Born: 1821, United States
Died: 1879
Country most active: United States
Also known as: Mary Eliot Dwight
The following is republished with permission from the Boston Women’s Heritage Trail.
The Industrial School for Girls was originally established 1853 in Winchester, Massachusetts, and moved to Dorchester in 1859 after it outgrew the property, which was not well suited to a school. The Dorchester site was designed by noted architect George Snell. At first a residential school, it served young girls, aged 6 – 15, largely from poor or dysfunctional families. They learned domestic skills with the goal of becoming self-supporting. Two women who were deeply involved with the school in its early days were Emeline Everett and Mary Parkman.

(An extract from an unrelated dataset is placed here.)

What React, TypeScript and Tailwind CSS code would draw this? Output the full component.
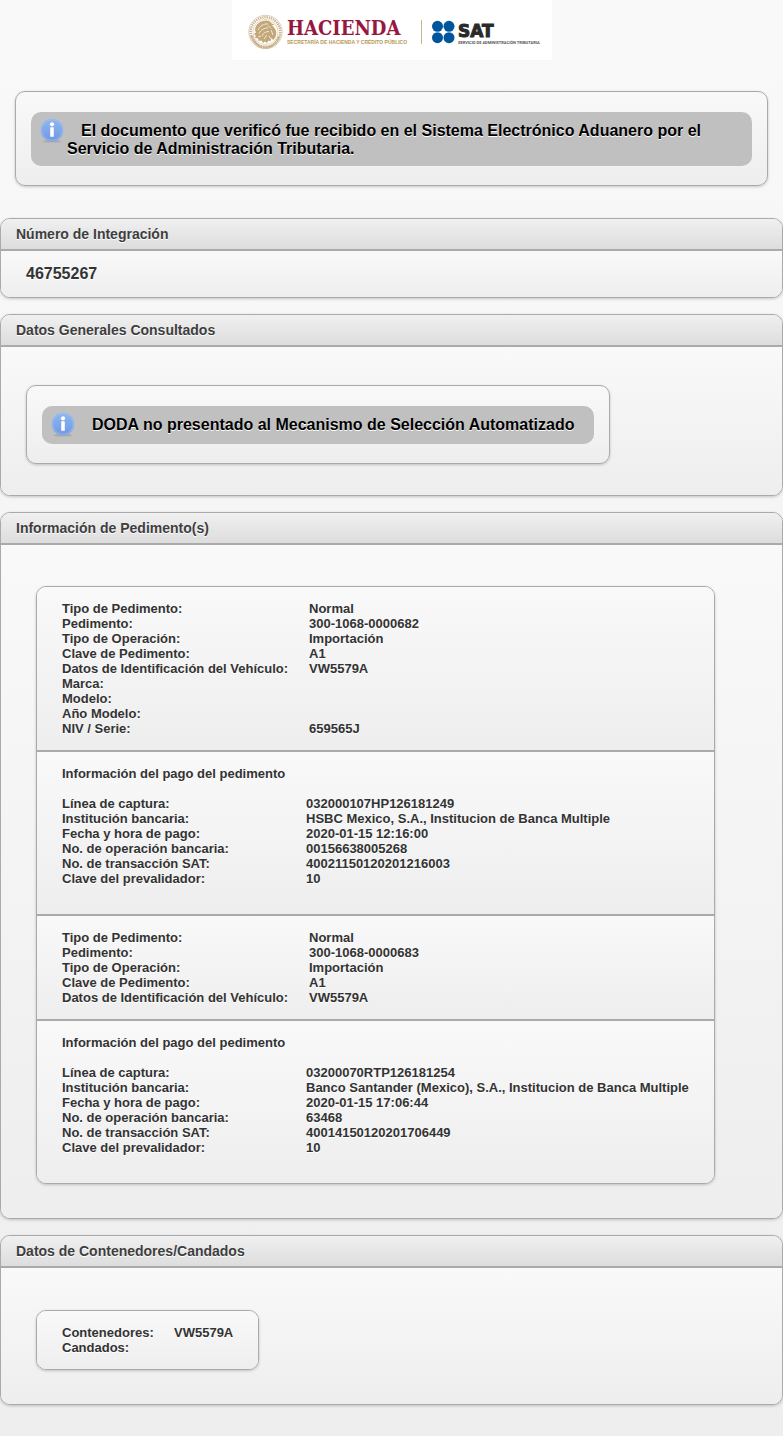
import type { ReactNode } from "react";

type Row = [label: string, value: string];

const firstPedimento: Row[] = [
  ["Tipo de Pedimento:", "Normal"],
  ["Pedimento:", "300-1068-0000682"],
  ["Tipo de Operación:", "Importación"],
  ["Clave de Pedimento:", "A1"],
  ["Datos de Identificación del Vehículo:", "VW5579A"],
  ["Marca:", ""],
  ["Modelo:", ""],
  ["Año Modelo:", ""],
  ["NIV / Serie:", "659565J"],
];

const firstPago: Row[] = [
  ["Línea de captura:", "032000107HP126181249"],
  ["Institución bancaria:", "HSBC Mexico, S.A., Institucion de Banca Multiple"],
  ["Fecha y hora de pago:", "2020-01-15 12:16:00"],
  ["No. de operación bancaria:", "00156638005268"],
  ["No. de transacción SAT:", "40021150120201216003"],
  ["Clave del prevalidador:", "10"],
];

const secondPedimento: Row[] = [
  ["Tipo de Pedimento:", "Normal"],
  ["Pedimento:", "300-1068-0000683"],
  ["Tipo de Operación:", "Importación"],
  ["Clave de Pedimento:", "A1"],
  ["Datos de Identificación del Vehículo:", "VW5579A"],
];

const secondPago: Row[] = [
  ["Línea de captura:", "03200070RTP126181254"],
  ["Institución bancaria:", "Banco Santander (Mexico), S.A., Institucion de Banca Multiple"],
  ["Fecha y hora de pago:", "2020-01-15 17:06:44"],
  ["No. de operación bancaria:", "63468"],
  ["No. de transacción SAT:", "40014150120201706449"],
  ["Clave del prevalidador:", "10"],
];

const contenedores: Row[] = [
  ["Contenedores:", "VW5579A"],
  ["Candados:", ""],
];

function Logo() {
  return (
    <svg
      viewBox="0 0 320 60"
      className="block h-[60px] w-[320px] bg-white [text-shadow:none]"
      role="img"
      aria-label="Hacienda y SAT"
    >
      <g fill="none" stroke="#c8b088">
        <circle cx="33.500" cy="32" r="14.800" strokeWidth="2.400" strokeDasharray="1.300 0.900" />
        <circle cx="33.500" cy="32" r="16.700" strokeWidth="0.600" />
        <circle cx="33.500" cy="32" r="12.600" strokeWidth="0.500" />
        <path d="M20 36c2 7 7 11.500 13.500 11.500S45 43 47 36" strokeWidth="2.400" strokeDasharray="2.200 0.500" />
      </g>
      <path
        d="M23 29c1-5 5.500-8.500 11-8.500 2.500 0 4.500 1 5.500 2.800l3 1.200-2.500 1c2 1.500 4.300 4 4.300 7.500 0 3-1.300 5.500-3.300 7l-1.500-2-1 3.500-2-1-1.500 2.500-2-1.500-2 1.500-1.500-2.500-3 .5-.3-2.500-3-.5.5-2.500-2-1.500 2-1z"
        fill="#c2a878"
      />
      <path
        d="M26 30c2-4 5.500-6.500 10-6M27 33.500c2-4 5.500-5.500 9-5.500M30 36c1-3 4-4.500 7-4.500M36 25.500l3 3M39 30l2 5M32 39l3-4M26 37l3-1M37 36l2 3"
        fill="none"
        stroke="#f6efe2"
        strokeWidth="0.900"
      />
      <text
        x="55"
        y="35"
        fill="#98173f"
        className="font-['DejaVu_Serif_Condensed','DejaVu_Serif',serif] text-[20px] font-bold"
      >
        HACIENDA
      </text>
      <text x="55" y="44" fill="#b8975a" className="font-['Liberation_Sans',sans-serif] text-[5px] font-bold">
        SECRETARÍA DE HACIENDA Y CRÉDITO PÚBLICO
      </text>
      <path d="M189.500 20v24" stroke="#c9b58d" strokeWidth="1" />
      <g fill="#00569d">
        <circle cx="205.500" cy="26.300" r="5.500" />
        <circle cx="217" cy="26.300" r="5.500" />
        <circle cx="205.500" cy="37.700" r="5.500" />
        <circle cx="217" cy="37.700" r="5.500" />
      </g>
      <text
        x="226"
        y="37"
        fill="#2b2a29"
        stroke="#2b2a29"
        strokeWidth="1"
        className="font-['DejaVu_Sans',sans-serif] text-[17px] font-bold"
      >
        SAT
      </text>
      <text x="226" y="44" fill="#55565a" className="font-['Roboto',sans-serif] text-[4px]">
        SERVICIO DE ADMINISTRACIÓN TRIBUTARIA
      </text>
    </svg>
  );
}

function InfoIcon() {
  return (
    <svg viewBox="0 0 24 28" className="h-7 w-6 shrink-0" aria-hidden="true">
      <defs>
        <linearGradient id="info-fill" x1="0" y1="0" x2="0" y2="1">
          <stop offset="0" stopColor="#8fb8ee" />
          <stop offset="1" stopColor="#6f97e6" />
        </linearGradient>
      </defs>
      <ellipse cx="12" cy="24.300" rx="10" ry="1.300" fill="#aaaaaa" />
      <circle cx="12" cy="13" r="11.200" fill="url(#info-fill)" />
      <circle cx="12" cy="13" r="10.300" fill="none" stroke="#9fc4f2" strokeWidth="0.700" />
      <circle cx="12" cy="7.300" r="2.100" fill="#fff" />
      <rect x="10.200" y="10.300" width="3.600" height="9.500" rx="0.600" fill="#fff" />
    </svg>
  );
}

function Notice({ children }: { children: ReactNode }) {
  return (
    <div className="rounded-[10px] border border-[#aaa] bg-linear-to-b from-[#f9f9f9] to-[#eee] px-[15px] pt-5 pb-[19px] shadow-[0_1px_3px_rgba(0,0,0,0.2)]">
      <div className="flex items-start gap-[3px] rounded-[10px] bg-[#c0c0c0] py-[5px] pr-5 pl-[9px] text-base text-black">
        <InfoIcon />
        <p className="pt-[5px] pb-[3px] indent-[14px] leading-[18px]">{children}</p>
      </div>
    </div>
  );
}

function Panel({ title, children }: { title: string; children: ReactNode }) {
  return (
    <section className="rounded-[10px] border border-[#aaa] shadow-[0_1px_3px_rgba(0,0,0,0.2)]">
      <h2 className="rounded-t-[9px] border-b-2 border-[#aaa] bg-linear-to-b from-[#f0f0f0] to-[#ddd] px-[15px] py-[6px] text-sm leading-[18px] text-[#3e3e3e]">
        {title}
      </h2>
      <div className="rounded-b-[9px] bg-linear-to-b from-[#f9f9f9] to-[#eee]">{children}</div>
    </section>
  );
}

function DataTable({ rows, labelClass }: { rows: Row[]; labelClass: string }) {
  return (
    <table className="border-collapse text-left">
      <tbody>
        {rows.map(([label, value]) => (
          <tr key={label}>
            <th scope="row" className={labelClass}>
              {label}
            </th>
            <td className="p-0">{value}</td>
          </tr>
        ))}
      </tbody>
    </table>
  );
}

function Block({ children }: { children: ReactNode }) {
  return <div className="bg-linear-to-b from-[#f9f9f9] to-[#eee] px-[25px] py-[14px]">{children}</div>;
}

function Pago({ rows }: { rows: Row[] }) {
  return (
    <Block>
      <h3 className="mb-[15px]">Información del pago del pedimento</h3>
      <div className="pb-[14px]">
        <DataTable rows={rows} labelClass="w-[244px] p-0" />
      </div>
    </Block>
  );
}

const cardClass =
  "w-fit divide-y-2 divide-[#aaa] overflow-hidden rounded-[10px] border border-[#aaa] text-[13px] leading-[15px] shadow-[0_1px_3px_rgba(0,0,0,0.2)]";

export default function App() {
  return (
    <div className="min-h-screen bg-linear-to-b from-[#f9f9f9] to-[#eee] pb-[31px] font-['Liberation_Sans',Arial,sans-serif] font-bold text-[#333] [text-shadow:0_1px_0_#fff]">
      <header className="flex justify-center">
        <Logo />
      </header>
      <main>
        <div className="px-[15px] pt-[31px] pb-8">
          <Notice>
            El documento que verificó fue recibido en el Sistema Electrónico Aduanero por el Servicio de Administración
            Tributaria.
          </Notice>
        </div>
        <div className="flex flex-col gap-4">
          <Panel title="Número de Integración">
            <p className="px-[25px] py-[14px] text-base leading-[18px]">46755267</p>
          </Panel>
          <Panel title="Datos Generales Consultados">
            <div className="w-fit px-[25px] pt-[38px] pb-[31px]">
              <Notice>DODA no presentado al Mecanismo de Selección Automatizado</Notice>
            </div>
          </Panel>
          <Panel title="Información de Pedimento(s)">
            <div className="px-[35px] pt-[41px] pb-[34px]">
              <div className={cardClass}>
                <Block>
                  <DataTable rows={firstPedimento} labelClass="w-[247px] p-0" />
                </Block>
                <Pago rows={firstPago} />
                <Block>
                  <DataTable rows={secondPedimento} labelClass="w-[247px] p-0" />
                </Block>
                <Pago rows={secondPago} />
              </div>
            </div>
          </Panel>
          <Panel title="Datos de Contenedores/Candados">
            <div className="px-[35px] pt-[42px] pb-[34px]">
              <div className={cardClass}>
                <Block>
                  <DataTable rows={contenedores} labelClass="w-[112px] p-0" />
                </Block>
              </div>
            </div>
          </Panel>
        </div>
      </main>
    </div>
  );
}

Mary Eliot Dwight was born in 1821, the daughter of noted education reformer Edmund Dwight. Her mother, Mary, a descendent of shipping magnate Samuel Eliot, was frequently ill, and Mary was called on to care for her and her younger siblings. She married Harvard graduate Samuel Parkman, a physician, in 1849. He died from typhoid in 1854, after which Mary’s financial situation deteriorated. She opened a small school to supplement her income and later became secretary of the board of the Industrial School for Girls when it was located in Winchester, MA. She served as vice-president between 1860 – 1862 after the institution moved to Dorchester. She lived in Boston and later Beverly, MA. Parkman promoted public health as a member of the executive committee of the American Social Science Association (ASSA). She served as chairman of the New England Women’s Auxiliary to the Sanitary Commission during the Civil War and later aided in creating a school to train nurses at Massachusetts General Hospital. She died at her Beacon Hill home after having lived out her last years in Beverly Farms, Massachusetts, where she wrote reviews of works of fiction for The Nation.